4. What philosophical values do you see in Japanese Arts, both traditional and contemporary that are important or useful in the modern world? What can they teach us?
The concept of mono no aware is a sensitivity to the fragility and impermanence of things, and it is hard not to notice it in the arts and literature of Japan. And, while it is tied in to Buddhist philosophy, it still holds relevance in a wider context regardless of one’s beliefs. It at the very least teaches one about living in the present and not taking the small things for granted; in fact finding the greatest beauty in life in these fleeting scenes that leave you breathless for a moment before disappearing again. There is an element of melancholy, in that all things must come to an end, but it teaches you about gratitude — gratitude for ever having experienced such a moment, or such beauty.
5. Lastly, could you tell us one story of Japanese Art or Culture that was personally moving for yourself?

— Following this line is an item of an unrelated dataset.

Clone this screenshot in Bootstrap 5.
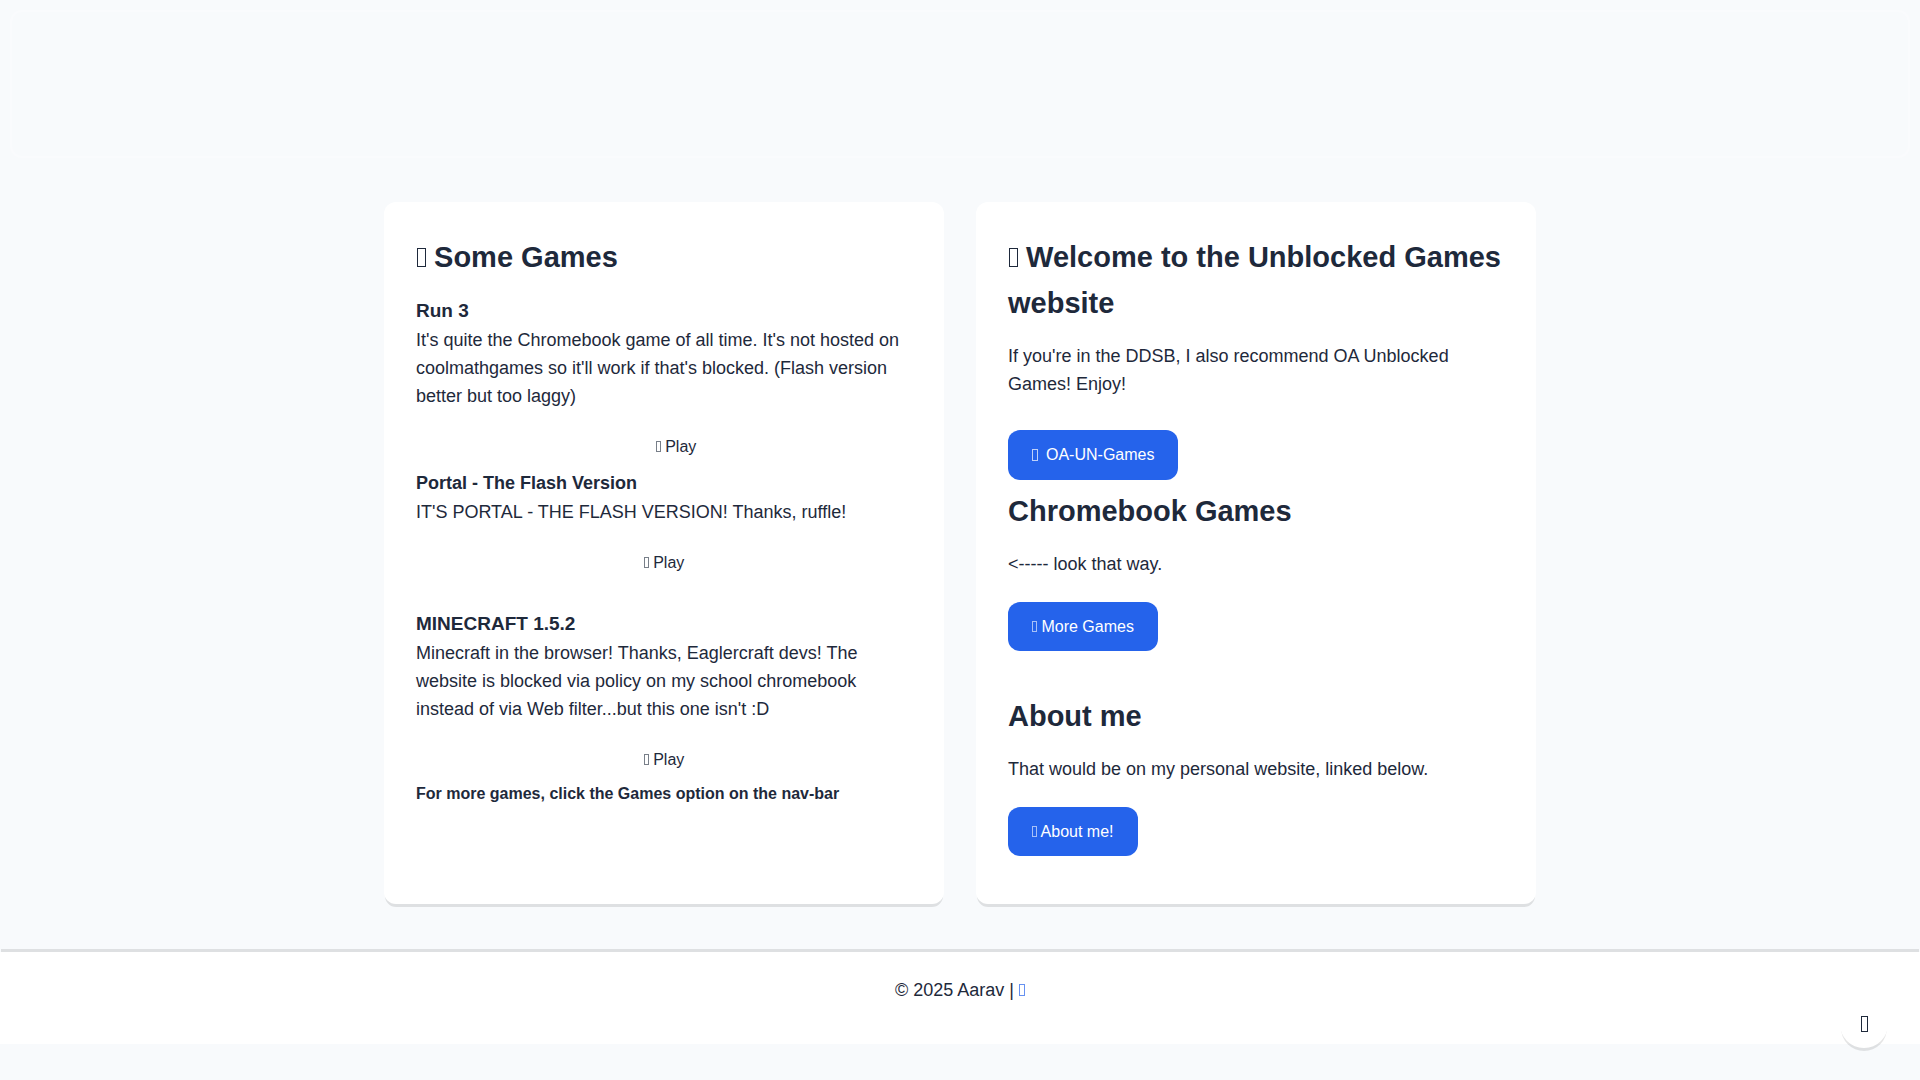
<!DOCTYPE html>
<html lang="en">
<head>
<meta charset="utf-8">
<meta name="viewport" content="width=device-width, initial-scale=1">
<title>Unblocked Games</title>
<link href="https://cdn.jsdelivr.net/npm/bootstrap@5.3.0/dist/css/bootstrap.min.css" rel="stylesheet">
<style>
  body { background: #f8fafc; color: #1e293b; font-family: "Liberation Sans", Arial, sans-serif; font-size: 16px; line-height: 26px; }
  .site-nav { height: 148px; margin: 10px 10px 44px; border: 2px solid #fafbfd; border-radius: 12px; }
  .site-main { max-width: 1152px; }
  .panels { display: grid; gap: 32px; }
  @media (min-width: 768px) { .panels { grid-template-columns: 1fr 1fr; } }
  .panel { background: #fff; border-radius: 12px; padding: 32px; box-shadow: 0 4px 0 -1px rgba(0,0,0,.1); }
  h2 { font-size: 29px; line-height: 46px; font-weight: 700; margin-bottom: 16px; }
  h3 { font-size: 19px; line-height: 30px; font-weight: 700; margin: 0; }
  h3.long-name { font-size: 18px; }
  h4 { font-size: 16px; line-height: 26px; font-weight: 700; margin: 0; }
  p { font-size: 18px; line-height: 28px; }
  .game p { margin-bottom: 15px; }
  .game-gap { margin-bottom: 25px; }
  .ico { display: inline-block; width: 5px; height: 11px; border: 1px solid currentColor; opacity: .6; }
  .ico-md { width: 6px; height: 12px; opacity: .7; }
  .ico-lg { width: 7px; height: 16px; opacity: 1; }
  .ico-xl { width: 9px; height: 19px; margin-left: 1px; opacity: 1; }
  .play-btn { color: inherit; font-size: 16px; line-height: 26px; padding: 9px 24px 8px; border: 0; }
  .action-btn { --bs-btn-bg: #2563eb; --bs-btn-color: #fff; font-size: 16px; line-height: 25px; padding: 12px 24px; border: 0; border-radius: 12px; }
  .action-tall { line-height: 26px; gap: 8px; }
  .after-action { margin-top: 42px; }
  .site-footer { background: #fff; box-shadow: 0 -4px 0 -1px rgba(0,0,0,.1); margin-top: 48px; }
  .site-footer a { color: #2563eb; }
  .theme-btn { width: 48px; height: 48px; right: 32px; bottom: 32px; border: 0; border-radius: 50%; background: #fff; color: #1e293b; box-shadow: 0 4px 0 -1px rgba(0,0,0,.1); }
</style>
</head>
<body>
<header class="site-nav"></header>
<main class="site-main mx-auto">
  <div class="panels">
    <section class="panel">
      <h2><i class="ico ico-xl"></i> Some Games</h2>
      <div class="game">
        <h3>Run 3</h3>
        <p>It's quite the Chromebook game of all time. It's not hosted on coolmathgames so it'll work if that's blocked. (Flash version better but too laggy)</p>
        <div class="d-flex justify-content-center ps-4"><button type="button" class="btn play-btn"><i class="ico"></i> Play</button></div>
      </div>
      <div class="game game-gap">
        <h3 class="long-name">Portal - The Flash Version</h3>
        <p>IT'S PORTAL - THE FLASH VERSION! Thanks, ruffle!</p>
        <div class="d-flex justify-content-center"><button type="button" class="btn play-btn"><i class="ico"></i> Play</button></div>
      </div>
      <div class="game">
        <h3>MINECRAFT 1.5.2</h3>
        <p>Minecraft in the browser! Thanks, Eaglercraft devs! The website is blocked via policy on my school chromebook instead of via Web filter...but this one isn't :D</p>
        <div class="d-flex justify-content-center"><button type="button" class="btn play-btn"><i class="ico"></i> Play</button></div>
      </div>
      <h4>For more games, click the Games option on the nav-bar</h4>
    </section>
    <section class="panel">
      <h2><i class="ico ico-xl"></i> Welcome to the Unblocked Games website</h2>
      <p class="mb-0 pb-2">If you're in the DDSB, I also recommend OA Unblocked Games! Enjoy!</p>
      <a href="#" class="btn action-btn action-tall d-inline-flex align-items-center mt-4"><i class="ico ico-md"></i>OA-UN-Games</a>
      <h2 class="mt-2">Chromebook Games</h2>
      <p class="mb-4">&lt;----- look that way.</p>
      <a href="#" class="btn action-btn d-table"><i class="ico"></i> More Games</a>
      <h2 class="after-action">About me</h2>
      <p class="mb-4">That would be on my personal website, linked below.</p>
      <a href="#" class="btn action-btn d-table mb-3"><i class="ico"></i> About me!</a>
    </section>
  </div>
</main>
<footer class="site-footer text-center py-4">
  <p class="mb-3">© 2025 Aarav | <a href="#" class="text-decoration-none" aria-label="GitHub"><i class="ico ico-md"></i></a></p>
</footer>
<button type="button" class="theme-btn position-fixed p-0 d-flex align-items-center justify-content-center" aria-label="Toggle theme"><i class="ico ico-lg"></i></button>
<script src="https://cdn.jsdelivr.net/npm/bootstrap@5.3.0/dist/js/bootstrap.bundle.min.js"></script>
</body>
</html>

I am in possession of a precious furisode kimono that was given to me by a complete stranger during my first year in Japan. She was an elderly neighbour of ours and as is common in our area our front door was unlocked, so she like others would simply drop in, wander into our kitchen. She took one look at me (or perhaps we also exchanged simple greetings, I don’t recall), went home and came back a few minutes later with a rectangular package of folded washi paper, tied with orange knots. She said in her thick Kyoto accent that she had no use for it and her daughter had only ever worn it once for Seijin Shiki, the coming of age ceremony which takes place every winter for new 20 year-olds. It is of a white silk background with a mix of yuzen dyed and embroidered motifs. But it also has large portions of minute kanoko shibori tie-dyed dots, which must have been really painstaking to achieve. I shudder to think how much she must have paid for it, and I am still really taken aback by her generosity. Sadly I’ve not had the chance to wear it, and it is so extravagant that perhaps it would no longer be fitting for me to do so now that I’m in my late 20s! Maybe one day I will gift it to someone else.